→ DO THIS
Pull each line holding "screenshot" out of the entries below.

→ THE RECORDS
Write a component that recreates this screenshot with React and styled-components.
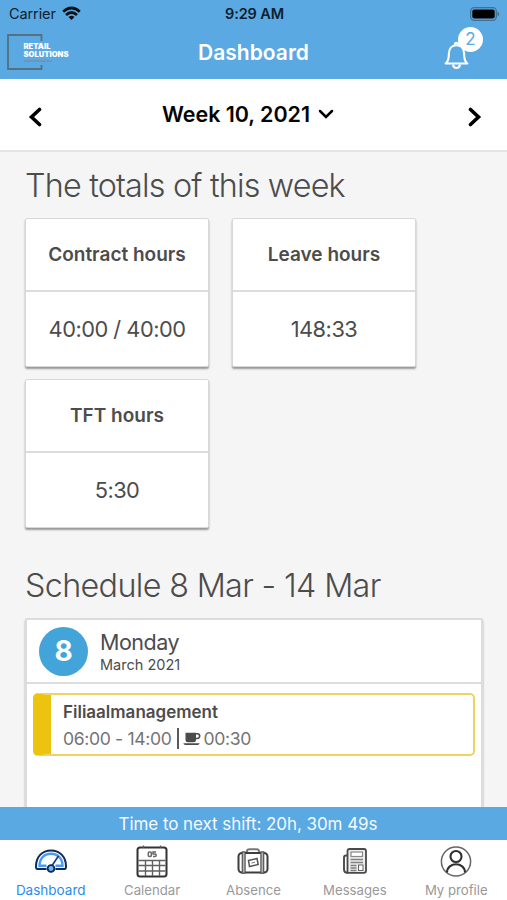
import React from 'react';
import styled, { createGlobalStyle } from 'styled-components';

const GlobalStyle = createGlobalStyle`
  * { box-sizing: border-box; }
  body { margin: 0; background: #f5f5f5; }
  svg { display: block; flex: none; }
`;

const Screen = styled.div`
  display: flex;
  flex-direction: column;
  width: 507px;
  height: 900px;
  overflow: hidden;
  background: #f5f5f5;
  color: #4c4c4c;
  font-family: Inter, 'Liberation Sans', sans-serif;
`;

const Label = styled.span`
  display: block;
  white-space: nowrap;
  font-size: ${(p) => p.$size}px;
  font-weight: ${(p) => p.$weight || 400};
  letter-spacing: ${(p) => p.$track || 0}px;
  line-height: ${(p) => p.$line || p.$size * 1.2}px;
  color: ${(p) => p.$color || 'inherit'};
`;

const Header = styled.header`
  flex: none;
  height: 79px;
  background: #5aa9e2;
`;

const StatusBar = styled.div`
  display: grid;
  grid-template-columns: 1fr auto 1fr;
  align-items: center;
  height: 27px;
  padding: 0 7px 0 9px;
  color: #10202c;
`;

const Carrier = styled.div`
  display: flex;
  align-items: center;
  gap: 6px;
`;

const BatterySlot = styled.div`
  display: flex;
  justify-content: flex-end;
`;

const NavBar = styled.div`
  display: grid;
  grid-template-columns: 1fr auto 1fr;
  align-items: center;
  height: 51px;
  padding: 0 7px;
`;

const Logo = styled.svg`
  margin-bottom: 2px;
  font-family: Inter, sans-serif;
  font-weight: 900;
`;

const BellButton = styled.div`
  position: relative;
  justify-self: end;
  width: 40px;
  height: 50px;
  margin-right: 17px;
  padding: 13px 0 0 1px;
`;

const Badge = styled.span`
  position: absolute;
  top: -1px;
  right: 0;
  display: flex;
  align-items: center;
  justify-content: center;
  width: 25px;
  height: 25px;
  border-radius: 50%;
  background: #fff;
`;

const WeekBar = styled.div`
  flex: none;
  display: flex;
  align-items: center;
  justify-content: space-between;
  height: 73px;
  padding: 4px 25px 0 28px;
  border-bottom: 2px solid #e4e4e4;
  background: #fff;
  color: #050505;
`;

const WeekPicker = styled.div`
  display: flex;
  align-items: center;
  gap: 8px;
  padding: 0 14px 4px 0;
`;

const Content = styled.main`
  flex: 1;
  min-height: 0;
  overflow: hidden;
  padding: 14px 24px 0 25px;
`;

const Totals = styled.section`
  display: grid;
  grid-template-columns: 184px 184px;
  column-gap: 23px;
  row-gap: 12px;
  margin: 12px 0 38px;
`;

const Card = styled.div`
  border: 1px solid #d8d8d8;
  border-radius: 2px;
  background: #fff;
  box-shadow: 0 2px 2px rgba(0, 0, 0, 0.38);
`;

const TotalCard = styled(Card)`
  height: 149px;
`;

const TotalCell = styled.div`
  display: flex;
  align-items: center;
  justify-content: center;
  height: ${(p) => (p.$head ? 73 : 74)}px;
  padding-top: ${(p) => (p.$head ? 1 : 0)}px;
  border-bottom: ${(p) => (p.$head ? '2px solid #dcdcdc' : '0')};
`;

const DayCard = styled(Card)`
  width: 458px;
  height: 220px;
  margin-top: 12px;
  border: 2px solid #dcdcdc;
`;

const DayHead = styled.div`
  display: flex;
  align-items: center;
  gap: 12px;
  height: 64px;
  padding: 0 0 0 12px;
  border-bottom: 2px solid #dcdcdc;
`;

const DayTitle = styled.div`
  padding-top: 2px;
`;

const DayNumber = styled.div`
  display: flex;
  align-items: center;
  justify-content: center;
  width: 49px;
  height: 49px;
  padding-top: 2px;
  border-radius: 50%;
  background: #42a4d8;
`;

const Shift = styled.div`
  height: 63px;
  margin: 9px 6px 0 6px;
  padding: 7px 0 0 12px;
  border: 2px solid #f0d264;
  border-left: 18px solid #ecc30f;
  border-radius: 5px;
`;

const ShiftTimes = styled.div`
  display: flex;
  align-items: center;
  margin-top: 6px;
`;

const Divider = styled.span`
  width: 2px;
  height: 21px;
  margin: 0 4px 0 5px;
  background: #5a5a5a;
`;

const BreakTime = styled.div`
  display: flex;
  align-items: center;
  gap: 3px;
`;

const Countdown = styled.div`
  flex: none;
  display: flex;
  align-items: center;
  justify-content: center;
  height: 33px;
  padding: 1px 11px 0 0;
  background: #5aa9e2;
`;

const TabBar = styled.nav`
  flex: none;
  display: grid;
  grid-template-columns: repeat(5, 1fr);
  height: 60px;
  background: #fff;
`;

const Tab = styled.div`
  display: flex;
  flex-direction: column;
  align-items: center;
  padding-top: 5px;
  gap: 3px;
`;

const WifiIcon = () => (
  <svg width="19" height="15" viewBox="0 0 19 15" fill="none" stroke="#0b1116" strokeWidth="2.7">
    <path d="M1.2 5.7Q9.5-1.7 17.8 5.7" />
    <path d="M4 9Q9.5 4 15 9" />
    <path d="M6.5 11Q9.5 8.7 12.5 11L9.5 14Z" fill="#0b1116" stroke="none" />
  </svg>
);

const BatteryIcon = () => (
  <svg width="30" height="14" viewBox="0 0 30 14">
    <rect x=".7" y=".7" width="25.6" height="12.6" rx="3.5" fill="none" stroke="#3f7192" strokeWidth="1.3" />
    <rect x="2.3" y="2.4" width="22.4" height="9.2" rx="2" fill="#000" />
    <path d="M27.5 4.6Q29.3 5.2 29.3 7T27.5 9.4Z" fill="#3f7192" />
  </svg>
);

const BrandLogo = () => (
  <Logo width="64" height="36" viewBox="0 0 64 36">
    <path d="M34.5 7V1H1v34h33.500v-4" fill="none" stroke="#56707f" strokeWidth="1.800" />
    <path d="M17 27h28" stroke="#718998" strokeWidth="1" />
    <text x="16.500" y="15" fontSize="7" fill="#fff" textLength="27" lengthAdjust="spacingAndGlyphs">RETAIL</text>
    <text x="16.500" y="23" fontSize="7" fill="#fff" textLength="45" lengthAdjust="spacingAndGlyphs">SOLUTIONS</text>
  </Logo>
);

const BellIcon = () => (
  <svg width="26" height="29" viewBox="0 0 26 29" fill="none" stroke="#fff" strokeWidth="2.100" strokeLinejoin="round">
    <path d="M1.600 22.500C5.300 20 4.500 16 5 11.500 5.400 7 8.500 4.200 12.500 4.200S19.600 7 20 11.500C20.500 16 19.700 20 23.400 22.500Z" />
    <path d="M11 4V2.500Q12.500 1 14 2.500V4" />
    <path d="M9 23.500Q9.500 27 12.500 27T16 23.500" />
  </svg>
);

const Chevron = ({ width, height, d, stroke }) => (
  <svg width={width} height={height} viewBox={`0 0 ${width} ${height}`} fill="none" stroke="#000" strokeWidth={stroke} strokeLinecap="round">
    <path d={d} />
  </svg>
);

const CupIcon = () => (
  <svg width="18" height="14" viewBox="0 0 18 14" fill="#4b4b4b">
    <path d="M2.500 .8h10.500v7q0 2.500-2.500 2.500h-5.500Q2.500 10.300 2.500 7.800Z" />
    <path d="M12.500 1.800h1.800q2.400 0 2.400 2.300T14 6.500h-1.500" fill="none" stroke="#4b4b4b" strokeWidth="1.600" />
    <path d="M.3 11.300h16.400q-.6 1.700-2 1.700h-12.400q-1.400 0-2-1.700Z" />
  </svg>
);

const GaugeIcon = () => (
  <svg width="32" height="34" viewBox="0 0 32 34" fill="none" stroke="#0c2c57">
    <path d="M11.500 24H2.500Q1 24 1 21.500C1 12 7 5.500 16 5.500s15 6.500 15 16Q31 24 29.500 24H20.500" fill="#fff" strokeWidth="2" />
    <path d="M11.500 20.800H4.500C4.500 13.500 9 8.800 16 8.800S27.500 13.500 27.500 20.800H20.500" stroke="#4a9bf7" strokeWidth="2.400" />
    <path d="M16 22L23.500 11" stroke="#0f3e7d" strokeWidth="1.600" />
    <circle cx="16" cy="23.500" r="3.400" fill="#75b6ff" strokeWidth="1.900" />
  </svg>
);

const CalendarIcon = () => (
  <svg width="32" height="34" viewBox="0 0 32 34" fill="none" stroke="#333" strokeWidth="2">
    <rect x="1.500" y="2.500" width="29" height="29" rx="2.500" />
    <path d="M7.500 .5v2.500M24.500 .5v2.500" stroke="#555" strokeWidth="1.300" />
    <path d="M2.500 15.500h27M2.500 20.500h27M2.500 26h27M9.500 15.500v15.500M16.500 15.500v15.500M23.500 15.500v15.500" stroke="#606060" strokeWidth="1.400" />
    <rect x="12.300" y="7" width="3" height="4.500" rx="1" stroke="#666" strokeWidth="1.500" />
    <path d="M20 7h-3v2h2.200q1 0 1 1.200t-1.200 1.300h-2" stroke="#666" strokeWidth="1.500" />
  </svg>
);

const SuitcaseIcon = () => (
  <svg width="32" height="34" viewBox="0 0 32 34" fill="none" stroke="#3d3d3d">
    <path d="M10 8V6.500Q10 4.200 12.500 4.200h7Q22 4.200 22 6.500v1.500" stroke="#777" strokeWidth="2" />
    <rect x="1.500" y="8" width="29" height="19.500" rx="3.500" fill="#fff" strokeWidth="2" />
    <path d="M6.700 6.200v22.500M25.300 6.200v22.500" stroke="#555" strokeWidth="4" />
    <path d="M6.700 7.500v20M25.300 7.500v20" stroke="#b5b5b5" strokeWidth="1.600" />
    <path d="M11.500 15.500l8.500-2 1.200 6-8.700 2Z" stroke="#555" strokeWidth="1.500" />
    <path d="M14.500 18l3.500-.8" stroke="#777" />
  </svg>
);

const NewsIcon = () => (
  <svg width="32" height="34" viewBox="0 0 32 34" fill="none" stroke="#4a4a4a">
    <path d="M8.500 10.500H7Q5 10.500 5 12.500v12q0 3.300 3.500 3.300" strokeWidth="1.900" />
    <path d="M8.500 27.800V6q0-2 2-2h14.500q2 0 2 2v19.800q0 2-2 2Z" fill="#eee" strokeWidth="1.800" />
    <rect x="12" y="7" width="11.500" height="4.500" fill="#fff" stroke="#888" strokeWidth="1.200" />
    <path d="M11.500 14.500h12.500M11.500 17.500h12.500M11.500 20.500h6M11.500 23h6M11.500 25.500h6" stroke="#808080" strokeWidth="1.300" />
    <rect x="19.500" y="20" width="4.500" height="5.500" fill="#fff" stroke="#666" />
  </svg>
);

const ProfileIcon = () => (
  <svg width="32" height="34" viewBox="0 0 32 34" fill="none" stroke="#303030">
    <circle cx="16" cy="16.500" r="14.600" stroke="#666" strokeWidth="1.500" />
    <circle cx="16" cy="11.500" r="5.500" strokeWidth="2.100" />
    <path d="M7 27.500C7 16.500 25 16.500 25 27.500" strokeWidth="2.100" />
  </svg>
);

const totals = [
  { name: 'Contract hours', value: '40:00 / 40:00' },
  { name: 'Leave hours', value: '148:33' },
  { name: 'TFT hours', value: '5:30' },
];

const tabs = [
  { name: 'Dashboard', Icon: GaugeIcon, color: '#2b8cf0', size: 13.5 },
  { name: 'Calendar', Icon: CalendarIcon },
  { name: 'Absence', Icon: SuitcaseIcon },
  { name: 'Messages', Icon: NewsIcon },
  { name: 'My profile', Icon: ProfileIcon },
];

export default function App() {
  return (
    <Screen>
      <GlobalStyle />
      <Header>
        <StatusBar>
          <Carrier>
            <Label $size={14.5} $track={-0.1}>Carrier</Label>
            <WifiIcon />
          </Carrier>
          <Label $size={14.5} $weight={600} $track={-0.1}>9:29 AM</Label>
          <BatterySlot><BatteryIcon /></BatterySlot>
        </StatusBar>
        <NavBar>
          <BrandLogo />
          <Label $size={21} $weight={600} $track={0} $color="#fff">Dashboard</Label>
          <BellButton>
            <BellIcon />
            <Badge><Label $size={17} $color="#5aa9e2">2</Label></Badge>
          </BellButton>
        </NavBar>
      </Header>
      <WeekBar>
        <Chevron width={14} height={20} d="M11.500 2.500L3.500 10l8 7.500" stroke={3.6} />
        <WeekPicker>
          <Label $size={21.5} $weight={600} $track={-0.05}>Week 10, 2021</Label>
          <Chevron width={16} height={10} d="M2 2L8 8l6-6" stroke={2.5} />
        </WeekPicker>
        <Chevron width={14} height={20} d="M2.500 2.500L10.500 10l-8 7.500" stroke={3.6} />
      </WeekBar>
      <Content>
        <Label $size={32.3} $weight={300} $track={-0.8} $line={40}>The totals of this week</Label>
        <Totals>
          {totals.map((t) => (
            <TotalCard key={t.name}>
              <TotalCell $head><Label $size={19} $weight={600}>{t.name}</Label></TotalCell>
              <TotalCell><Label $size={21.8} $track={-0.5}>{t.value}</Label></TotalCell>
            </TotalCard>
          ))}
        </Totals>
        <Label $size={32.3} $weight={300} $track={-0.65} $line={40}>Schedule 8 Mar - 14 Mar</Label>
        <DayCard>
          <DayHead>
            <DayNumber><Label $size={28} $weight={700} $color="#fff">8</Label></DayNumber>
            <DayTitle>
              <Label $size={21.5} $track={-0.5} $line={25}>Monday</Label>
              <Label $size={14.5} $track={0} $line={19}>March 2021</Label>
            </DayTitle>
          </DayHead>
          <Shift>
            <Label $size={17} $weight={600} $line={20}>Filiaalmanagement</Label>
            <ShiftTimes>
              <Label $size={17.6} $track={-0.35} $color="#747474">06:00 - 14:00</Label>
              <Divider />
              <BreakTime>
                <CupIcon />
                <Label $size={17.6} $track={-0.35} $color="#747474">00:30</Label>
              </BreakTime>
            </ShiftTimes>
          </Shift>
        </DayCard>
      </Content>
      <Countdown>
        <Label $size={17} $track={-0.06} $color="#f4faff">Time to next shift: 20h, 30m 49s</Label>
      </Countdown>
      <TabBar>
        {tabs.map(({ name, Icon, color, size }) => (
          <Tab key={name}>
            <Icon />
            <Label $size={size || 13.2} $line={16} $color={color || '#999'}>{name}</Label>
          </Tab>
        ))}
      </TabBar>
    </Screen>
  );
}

...

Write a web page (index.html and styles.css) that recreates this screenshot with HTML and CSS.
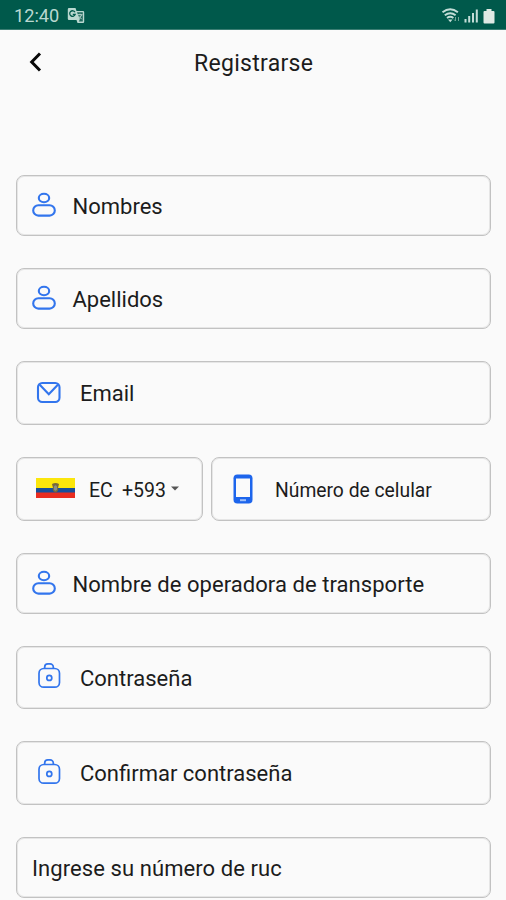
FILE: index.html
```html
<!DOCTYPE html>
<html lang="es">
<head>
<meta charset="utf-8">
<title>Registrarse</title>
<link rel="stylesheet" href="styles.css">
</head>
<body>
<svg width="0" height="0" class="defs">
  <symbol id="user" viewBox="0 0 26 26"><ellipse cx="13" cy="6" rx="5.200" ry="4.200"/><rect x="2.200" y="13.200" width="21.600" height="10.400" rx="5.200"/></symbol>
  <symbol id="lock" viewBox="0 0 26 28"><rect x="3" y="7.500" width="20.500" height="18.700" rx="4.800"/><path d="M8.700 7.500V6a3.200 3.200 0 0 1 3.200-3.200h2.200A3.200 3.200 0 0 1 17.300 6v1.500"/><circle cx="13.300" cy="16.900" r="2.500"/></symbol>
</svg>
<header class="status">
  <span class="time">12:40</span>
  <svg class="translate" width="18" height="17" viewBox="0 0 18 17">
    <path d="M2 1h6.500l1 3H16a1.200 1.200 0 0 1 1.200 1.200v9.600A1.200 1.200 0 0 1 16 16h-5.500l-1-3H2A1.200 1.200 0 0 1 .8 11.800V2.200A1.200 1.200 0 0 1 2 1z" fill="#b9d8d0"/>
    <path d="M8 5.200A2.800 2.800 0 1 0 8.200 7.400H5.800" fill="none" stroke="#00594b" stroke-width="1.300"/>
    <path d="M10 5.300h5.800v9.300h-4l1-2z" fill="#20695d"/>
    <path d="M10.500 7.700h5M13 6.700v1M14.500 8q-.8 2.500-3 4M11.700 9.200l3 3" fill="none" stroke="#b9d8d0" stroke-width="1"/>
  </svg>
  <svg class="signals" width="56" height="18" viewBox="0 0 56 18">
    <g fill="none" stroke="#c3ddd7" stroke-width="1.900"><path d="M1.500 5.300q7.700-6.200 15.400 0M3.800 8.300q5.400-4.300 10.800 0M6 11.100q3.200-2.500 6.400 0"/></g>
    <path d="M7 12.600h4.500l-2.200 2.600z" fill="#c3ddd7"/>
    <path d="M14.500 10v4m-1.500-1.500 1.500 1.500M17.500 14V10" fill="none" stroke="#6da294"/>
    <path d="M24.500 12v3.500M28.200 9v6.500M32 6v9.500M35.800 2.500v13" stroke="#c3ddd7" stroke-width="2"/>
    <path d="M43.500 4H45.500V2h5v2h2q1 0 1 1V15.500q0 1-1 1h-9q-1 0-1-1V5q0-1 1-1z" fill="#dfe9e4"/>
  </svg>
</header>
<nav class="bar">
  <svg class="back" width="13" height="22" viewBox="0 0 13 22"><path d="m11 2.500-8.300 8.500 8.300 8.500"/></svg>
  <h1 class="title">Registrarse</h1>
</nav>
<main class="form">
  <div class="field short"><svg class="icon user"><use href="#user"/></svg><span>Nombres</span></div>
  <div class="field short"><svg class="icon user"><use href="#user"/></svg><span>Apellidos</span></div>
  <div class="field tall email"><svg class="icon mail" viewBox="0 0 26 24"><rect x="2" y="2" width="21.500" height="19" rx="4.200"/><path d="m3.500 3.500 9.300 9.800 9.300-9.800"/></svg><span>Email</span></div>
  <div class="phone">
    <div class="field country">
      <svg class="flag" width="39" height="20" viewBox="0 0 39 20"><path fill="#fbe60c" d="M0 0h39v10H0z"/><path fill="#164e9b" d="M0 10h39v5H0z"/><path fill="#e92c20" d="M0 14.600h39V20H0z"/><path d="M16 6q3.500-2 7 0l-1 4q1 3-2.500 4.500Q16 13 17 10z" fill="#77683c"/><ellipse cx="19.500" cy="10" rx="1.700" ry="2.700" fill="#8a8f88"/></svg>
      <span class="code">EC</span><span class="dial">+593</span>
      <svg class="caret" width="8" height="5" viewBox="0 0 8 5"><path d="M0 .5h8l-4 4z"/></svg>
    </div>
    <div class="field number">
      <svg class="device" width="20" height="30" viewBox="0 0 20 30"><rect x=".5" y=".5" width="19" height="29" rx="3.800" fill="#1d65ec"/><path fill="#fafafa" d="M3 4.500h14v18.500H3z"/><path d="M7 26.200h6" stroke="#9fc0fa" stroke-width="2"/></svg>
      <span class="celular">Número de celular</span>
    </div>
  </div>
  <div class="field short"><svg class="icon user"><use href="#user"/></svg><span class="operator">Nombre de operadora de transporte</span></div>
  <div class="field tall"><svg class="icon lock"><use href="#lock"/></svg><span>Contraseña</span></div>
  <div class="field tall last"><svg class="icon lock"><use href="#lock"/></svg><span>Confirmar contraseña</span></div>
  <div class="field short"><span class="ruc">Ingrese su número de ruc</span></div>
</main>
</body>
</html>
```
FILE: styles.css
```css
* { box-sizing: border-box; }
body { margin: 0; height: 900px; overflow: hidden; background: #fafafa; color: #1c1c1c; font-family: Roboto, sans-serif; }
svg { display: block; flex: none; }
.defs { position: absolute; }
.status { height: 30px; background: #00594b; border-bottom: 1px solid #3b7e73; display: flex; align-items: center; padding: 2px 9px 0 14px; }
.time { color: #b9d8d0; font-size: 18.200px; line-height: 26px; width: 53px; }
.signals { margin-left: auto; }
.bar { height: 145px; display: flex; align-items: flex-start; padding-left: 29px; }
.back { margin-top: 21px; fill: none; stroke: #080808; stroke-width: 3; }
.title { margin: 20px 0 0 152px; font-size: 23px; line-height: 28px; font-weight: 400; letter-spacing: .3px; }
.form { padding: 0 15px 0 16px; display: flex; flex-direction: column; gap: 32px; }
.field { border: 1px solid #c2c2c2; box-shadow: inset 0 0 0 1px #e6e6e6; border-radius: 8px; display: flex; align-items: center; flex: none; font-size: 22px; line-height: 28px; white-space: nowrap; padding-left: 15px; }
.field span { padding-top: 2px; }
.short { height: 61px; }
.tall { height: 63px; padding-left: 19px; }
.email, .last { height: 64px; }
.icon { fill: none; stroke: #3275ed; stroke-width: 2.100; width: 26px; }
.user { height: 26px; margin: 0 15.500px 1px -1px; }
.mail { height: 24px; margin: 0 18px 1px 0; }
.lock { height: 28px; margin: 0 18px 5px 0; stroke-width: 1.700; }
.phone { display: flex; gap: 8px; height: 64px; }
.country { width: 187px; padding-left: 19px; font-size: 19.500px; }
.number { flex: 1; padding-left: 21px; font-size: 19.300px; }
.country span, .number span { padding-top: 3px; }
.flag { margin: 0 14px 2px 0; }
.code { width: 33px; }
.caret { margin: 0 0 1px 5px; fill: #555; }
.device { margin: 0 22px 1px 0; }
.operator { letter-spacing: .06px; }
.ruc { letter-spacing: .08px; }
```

→ WRITTEN REPLY
Write a component that recreates this screenshot with React and styled-components.
Write a web page (index.html and styles.css) that recreates this screenshot with HTML and CSS.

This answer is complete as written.